GT is the classic cautionary tale: a man who thinks money is power, but forgets that power without wisdom is a ticking bomb. He’s being lured by someone with a hidden agenda, and his ego is too inflated to see the trap. He’s not investing—he’s bleeding cash into vanity.

MC, on the other hand, is the unexpected phoenix. Stripped of memory, he’s also been stripped of arrogance. And what’s left is a man who’s learning how to be decent—not because he remembers who he was, but because he’s discovering who he could be.

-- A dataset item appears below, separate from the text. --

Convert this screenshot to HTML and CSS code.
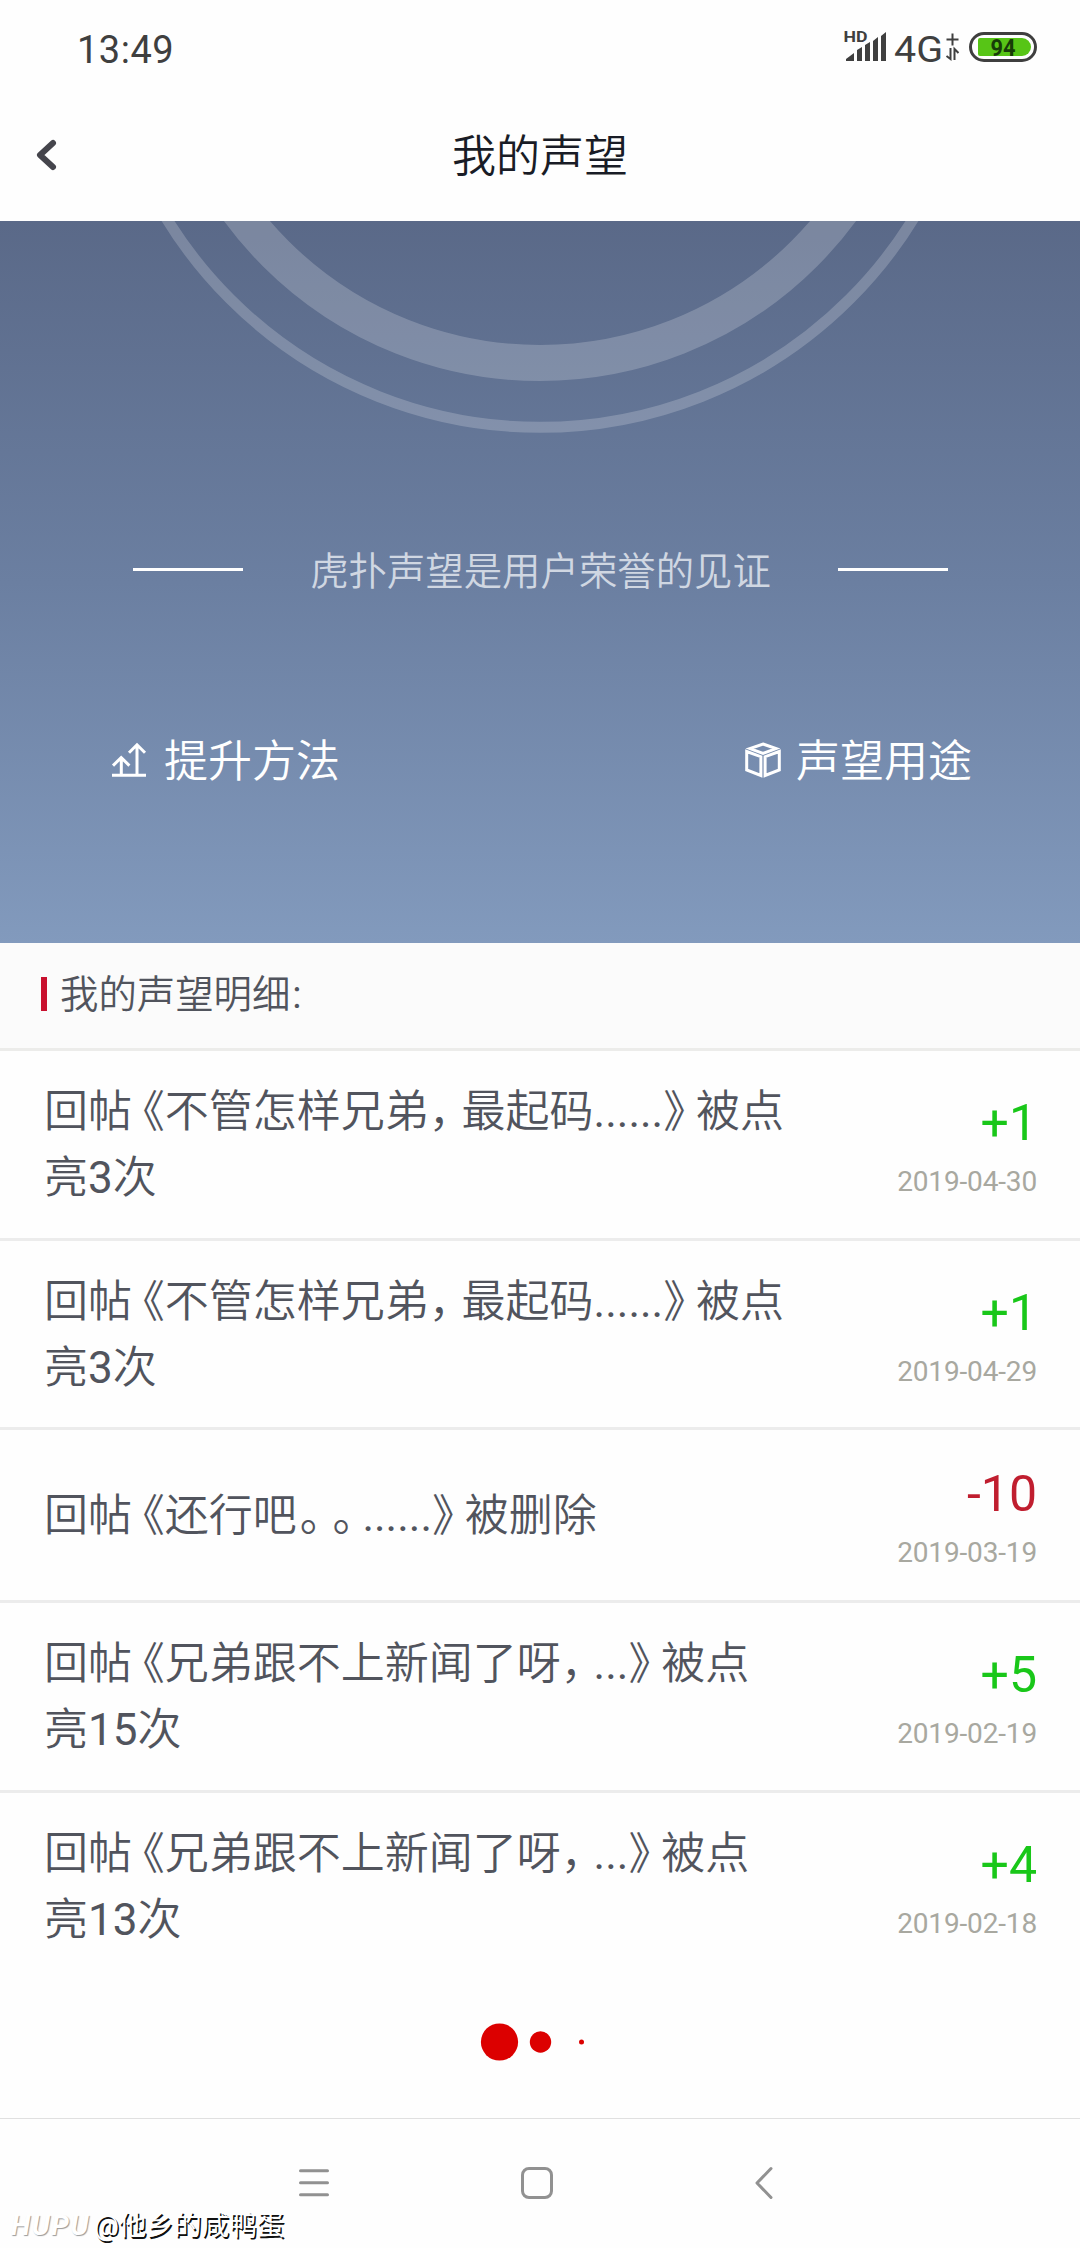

Speculation: GT’s Downfall

If GT doesn’t pivot soon, here’s how it might unravel:

- Emotional betrayal: The woman he’s falling for may be part of a long con. When the truth hits, it’ll shatter his pride—and his wallet.
- Financial collapse: Without a plan, his spending will outpace his luck. Loans, bad deals, and flashy investments will catch up.
- Isolation: As his behavior grows erratic, even his closest allies may distance themselves. Money attracts people—but only while it lasts.
- Public disgrace: If the scam is exposed, GT could become the face of foolish fortune. And unlike MC, he won’t have the humility to recover gracefully.